Exercise brief
Find and return each line containing "this".

--- Start of Supplied information ---

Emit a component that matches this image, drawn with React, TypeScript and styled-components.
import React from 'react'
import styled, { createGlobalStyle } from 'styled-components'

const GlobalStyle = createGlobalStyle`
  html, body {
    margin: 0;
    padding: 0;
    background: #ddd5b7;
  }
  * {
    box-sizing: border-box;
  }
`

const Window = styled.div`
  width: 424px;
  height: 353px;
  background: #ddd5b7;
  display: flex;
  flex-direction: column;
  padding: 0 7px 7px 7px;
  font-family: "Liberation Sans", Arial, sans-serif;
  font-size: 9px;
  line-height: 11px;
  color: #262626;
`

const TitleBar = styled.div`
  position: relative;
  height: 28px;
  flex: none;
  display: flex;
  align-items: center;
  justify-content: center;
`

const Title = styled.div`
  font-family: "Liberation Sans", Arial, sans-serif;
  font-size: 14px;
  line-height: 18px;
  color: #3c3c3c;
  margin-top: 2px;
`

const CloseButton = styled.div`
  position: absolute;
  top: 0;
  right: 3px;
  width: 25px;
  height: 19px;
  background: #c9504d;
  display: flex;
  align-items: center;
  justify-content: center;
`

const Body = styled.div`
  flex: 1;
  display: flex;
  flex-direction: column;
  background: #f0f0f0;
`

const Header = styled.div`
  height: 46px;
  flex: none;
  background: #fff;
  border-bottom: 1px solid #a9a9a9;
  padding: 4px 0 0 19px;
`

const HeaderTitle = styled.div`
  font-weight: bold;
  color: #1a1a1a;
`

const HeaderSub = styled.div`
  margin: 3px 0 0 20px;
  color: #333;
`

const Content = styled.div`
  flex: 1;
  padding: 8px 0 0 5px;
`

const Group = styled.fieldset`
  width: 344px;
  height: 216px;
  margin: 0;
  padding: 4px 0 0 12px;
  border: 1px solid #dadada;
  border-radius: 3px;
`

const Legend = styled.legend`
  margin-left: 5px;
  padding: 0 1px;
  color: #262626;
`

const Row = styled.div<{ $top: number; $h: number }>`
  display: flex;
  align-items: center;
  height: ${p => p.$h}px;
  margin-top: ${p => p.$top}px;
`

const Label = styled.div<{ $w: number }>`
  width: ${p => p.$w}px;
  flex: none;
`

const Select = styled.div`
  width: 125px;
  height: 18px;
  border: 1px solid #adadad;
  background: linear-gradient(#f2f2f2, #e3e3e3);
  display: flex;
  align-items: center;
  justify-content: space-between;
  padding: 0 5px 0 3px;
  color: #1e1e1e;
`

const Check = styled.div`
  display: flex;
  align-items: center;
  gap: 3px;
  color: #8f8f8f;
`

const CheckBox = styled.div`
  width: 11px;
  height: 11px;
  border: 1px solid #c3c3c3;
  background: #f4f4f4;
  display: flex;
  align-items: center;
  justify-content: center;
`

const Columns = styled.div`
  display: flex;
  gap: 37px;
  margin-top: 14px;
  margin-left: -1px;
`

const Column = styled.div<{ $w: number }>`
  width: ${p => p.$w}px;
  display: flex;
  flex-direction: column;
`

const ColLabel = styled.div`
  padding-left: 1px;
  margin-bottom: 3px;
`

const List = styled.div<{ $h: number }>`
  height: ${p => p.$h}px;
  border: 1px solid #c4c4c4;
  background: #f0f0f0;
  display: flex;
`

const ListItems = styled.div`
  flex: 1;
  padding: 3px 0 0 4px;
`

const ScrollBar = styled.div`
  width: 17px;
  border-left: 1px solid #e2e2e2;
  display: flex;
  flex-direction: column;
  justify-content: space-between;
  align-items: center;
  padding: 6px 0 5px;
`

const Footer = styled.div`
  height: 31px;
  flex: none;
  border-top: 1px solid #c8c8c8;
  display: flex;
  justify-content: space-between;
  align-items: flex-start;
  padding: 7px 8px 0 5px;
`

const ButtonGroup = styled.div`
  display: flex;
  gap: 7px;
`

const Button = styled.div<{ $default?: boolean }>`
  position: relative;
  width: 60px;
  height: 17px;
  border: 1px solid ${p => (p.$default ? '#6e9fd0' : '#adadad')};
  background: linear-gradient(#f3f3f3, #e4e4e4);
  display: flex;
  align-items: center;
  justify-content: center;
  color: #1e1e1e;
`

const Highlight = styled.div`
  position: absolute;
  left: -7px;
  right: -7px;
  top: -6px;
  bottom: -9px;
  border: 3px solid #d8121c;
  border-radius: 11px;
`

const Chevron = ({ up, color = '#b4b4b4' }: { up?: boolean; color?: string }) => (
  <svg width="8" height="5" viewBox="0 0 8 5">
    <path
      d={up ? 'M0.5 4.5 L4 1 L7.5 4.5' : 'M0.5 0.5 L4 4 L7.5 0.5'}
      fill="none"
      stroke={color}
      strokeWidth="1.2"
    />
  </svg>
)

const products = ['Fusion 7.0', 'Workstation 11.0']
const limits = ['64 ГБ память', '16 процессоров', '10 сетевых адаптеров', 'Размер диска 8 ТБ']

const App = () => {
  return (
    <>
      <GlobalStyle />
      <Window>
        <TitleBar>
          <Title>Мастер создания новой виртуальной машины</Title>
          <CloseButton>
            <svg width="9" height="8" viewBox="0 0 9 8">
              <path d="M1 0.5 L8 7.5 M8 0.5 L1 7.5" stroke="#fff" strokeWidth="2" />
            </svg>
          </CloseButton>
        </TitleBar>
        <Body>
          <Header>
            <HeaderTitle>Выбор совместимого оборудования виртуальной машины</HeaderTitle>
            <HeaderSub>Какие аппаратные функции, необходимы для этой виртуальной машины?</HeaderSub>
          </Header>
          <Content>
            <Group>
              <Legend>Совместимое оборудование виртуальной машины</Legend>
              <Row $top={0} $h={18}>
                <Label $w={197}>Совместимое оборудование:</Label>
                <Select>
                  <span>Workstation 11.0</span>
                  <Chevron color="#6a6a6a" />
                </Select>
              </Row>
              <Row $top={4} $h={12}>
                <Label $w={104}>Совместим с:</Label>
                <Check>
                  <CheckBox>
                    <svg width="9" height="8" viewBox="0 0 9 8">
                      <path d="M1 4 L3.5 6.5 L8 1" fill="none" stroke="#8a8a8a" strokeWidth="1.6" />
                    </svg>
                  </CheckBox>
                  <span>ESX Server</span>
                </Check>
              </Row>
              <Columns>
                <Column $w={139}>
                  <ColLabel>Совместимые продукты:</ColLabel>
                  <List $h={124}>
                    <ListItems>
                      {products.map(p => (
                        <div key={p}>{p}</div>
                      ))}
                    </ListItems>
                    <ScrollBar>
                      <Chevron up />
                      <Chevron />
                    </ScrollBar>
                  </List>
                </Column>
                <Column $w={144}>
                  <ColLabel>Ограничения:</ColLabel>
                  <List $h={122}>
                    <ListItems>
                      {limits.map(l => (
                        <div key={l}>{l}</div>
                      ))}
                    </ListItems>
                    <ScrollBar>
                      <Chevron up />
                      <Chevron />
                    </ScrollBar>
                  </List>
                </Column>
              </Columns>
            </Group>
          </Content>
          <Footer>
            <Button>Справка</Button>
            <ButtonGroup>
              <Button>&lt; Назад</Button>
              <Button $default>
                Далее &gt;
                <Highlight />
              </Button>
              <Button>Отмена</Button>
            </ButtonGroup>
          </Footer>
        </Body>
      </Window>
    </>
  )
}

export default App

--- End of Supplied information ---
--- Start of Supplied information ---

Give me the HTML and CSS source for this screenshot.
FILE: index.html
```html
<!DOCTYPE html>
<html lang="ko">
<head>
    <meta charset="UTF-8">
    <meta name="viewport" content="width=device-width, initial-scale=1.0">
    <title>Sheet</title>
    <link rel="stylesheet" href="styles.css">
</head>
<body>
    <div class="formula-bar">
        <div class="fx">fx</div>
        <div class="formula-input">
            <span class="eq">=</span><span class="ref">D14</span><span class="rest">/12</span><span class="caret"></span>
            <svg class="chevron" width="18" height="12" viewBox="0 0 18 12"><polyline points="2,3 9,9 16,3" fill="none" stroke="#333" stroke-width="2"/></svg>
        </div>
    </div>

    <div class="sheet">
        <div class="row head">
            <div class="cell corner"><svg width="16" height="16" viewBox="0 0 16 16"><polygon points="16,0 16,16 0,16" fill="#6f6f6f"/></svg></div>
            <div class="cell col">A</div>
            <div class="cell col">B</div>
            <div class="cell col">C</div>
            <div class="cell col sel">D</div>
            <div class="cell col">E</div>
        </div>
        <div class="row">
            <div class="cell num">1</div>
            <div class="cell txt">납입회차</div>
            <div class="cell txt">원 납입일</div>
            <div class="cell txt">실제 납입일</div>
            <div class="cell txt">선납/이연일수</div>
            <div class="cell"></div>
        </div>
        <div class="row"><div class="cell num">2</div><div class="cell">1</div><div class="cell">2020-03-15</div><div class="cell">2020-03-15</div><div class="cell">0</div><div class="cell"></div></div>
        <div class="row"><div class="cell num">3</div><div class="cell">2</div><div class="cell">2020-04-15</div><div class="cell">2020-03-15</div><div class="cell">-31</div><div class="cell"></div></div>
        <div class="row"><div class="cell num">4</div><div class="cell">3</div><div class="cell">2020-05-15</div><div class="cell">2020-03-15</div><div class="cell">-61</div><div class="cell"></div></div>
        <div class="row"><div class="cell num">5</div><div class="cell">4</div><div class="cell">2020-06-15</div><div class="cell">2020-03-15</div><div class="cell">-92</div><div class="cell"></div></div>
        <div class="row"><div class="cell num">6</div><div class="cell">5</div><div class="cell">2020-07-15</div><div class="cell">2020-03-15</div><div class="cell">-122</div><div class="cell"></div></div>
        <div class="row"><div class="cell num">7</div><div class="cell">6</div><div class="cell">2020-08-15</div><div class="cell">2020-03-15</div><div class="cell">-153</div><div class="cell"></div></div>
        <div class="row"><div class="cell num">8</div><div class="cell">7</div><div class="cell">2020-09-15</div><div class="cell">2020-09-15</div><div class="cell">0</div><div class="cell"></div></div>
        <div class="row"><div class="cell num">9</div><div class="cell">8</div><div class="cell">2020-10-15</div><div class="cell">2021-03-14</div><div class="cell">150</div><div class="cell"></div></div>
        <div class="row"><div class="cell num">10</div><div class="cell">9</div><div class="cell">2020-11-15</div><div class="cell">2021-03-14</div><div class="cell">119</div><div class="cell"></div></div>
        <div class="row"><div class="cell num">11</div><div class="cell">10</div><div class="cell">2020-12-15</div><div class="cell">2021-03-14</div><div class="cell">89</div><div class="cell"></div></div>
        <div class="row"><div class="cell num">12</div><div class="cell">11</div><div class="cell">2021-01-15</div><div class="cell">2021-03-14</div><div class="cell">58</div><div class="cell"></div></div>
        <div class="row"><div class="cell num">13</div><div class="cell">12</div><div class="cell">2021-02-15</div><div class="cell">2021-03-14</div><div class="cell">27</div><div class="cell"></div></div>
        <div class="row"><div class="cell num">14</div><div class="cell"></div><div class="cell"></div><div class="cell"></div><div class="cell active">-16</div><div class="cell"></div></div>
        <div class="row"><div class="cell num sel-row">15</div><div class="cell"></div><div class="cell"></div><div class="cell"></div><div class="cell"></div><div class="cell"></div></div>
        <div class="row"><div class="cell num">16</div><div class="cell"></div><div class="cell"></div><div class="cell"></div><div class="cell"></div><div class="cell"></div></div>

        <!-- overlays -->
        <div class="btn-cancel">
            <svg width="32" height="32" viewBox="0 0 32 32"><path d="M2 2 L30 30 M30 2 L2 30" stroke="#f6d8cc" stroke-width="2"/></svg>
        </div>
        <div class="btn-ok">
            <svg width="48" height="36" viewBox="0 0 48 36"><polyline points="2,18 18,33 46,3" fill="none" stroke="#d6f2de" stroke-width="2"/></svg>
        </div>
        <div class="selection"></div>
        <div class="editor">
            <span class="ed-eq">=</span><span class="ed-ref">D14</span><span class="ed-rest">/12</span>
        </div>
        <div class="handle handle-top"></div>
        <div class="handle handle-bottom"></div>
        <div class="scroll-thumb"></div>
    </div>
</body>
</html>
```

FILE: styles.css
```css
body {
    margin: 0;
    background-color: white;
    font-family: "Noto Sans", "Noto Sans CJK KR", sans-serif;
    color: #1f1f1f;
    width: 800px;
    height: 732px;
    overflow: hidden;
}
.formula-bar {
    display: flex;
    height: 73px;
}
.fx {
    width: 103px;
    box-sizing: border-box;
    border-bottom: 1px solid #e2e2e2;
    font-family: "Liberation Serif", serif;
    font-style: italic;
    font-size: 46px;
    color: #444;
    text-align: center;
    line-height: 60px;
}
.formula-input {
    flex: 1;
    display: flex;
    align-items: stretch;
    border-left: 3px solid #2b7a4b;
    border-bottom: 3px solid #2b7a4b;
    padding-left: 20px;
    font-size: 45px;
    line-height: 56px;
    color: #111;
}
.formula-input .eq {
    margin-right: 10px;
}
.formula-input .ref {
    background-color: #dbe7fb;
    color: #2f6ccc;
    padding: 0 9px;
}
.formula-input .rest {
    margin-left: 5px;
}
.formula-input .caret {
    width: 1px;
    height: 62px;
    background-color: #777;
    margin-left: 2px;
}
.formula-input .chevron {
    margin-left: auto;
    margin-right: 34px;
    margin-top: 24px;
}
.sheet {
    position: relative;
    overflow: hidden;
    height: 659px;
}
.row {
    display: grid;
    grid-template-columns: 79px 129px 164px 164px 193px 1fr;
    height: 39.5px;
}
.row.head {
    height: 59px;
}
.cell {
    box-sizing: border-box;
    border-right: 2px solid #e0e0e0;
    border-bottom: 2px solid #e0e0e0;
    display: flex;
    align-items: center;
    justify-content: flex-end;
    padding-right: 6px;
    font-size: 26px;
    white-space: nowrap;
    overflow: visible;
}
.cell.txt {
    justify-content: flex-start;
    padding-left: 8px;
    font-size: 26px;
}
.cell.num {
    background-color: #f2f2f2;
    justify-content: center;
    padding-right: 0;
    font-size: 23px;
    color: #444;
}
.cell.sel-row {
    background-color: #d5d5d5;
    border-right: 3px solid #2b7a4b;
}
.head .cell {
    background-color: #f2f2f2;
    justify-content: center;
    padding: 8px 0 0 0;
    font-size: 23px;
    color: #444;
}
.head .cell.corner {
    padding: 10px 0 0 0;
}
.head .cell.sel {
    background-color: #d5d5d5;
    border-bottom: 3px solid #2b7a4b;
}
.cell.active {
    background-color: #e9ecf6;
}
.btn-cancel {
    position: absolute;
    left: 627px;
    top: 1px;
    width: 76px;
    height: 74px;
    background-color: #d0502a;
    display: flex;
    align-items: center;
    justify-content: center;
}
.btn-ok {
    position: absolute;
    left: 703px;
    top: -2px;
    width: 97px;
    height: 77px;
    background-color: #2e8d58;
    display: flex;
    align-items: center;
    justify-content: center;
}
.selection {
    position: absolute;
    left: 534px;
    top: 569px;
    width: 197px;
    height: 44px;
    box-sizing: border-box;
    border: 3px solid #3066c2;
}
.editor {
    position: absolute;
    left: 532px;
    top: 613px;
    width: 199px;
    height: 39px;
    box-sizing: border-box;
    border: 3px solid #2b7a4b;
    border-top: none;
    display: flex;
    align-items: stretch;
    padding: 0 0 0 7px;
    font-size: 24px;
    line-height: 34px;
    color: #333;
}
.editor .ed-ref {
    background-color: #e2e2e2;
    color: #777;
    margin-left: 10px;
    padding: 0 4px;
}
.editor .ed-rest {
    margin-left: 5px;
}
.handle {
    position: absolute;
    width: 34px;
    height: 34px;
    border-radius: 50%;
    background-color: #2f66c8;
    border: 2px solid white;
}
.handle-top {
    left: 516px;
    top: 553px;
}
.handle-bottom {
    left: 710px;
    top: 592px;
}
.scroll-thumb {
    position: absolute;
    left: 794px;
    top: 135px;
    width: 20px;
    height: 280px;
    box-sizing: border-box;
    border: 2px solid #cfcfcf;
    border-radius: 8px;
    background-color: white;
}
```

--- End of Supplied information ---
--- Start of Supplied information ---

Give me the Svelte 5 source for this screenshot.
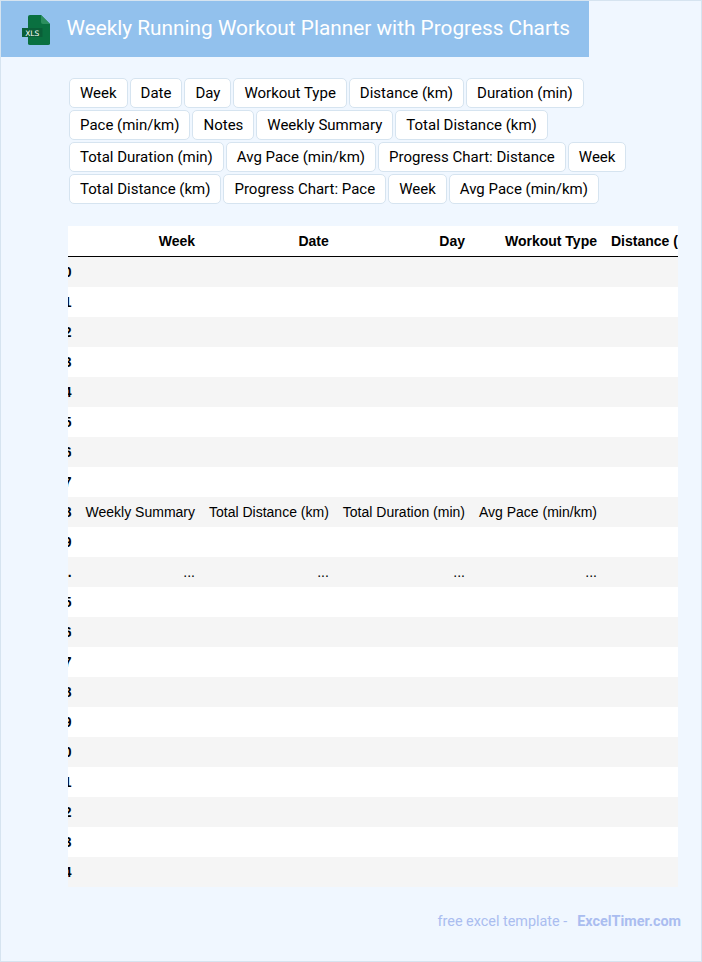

--- End of Supplied information ---

Task result
Emit a component that matches this image, drawn with React, TypeScript and styled-components.
Give me the HTML and CSS source for this screenshot.
Give me the Svelte 5 source for this screenshot.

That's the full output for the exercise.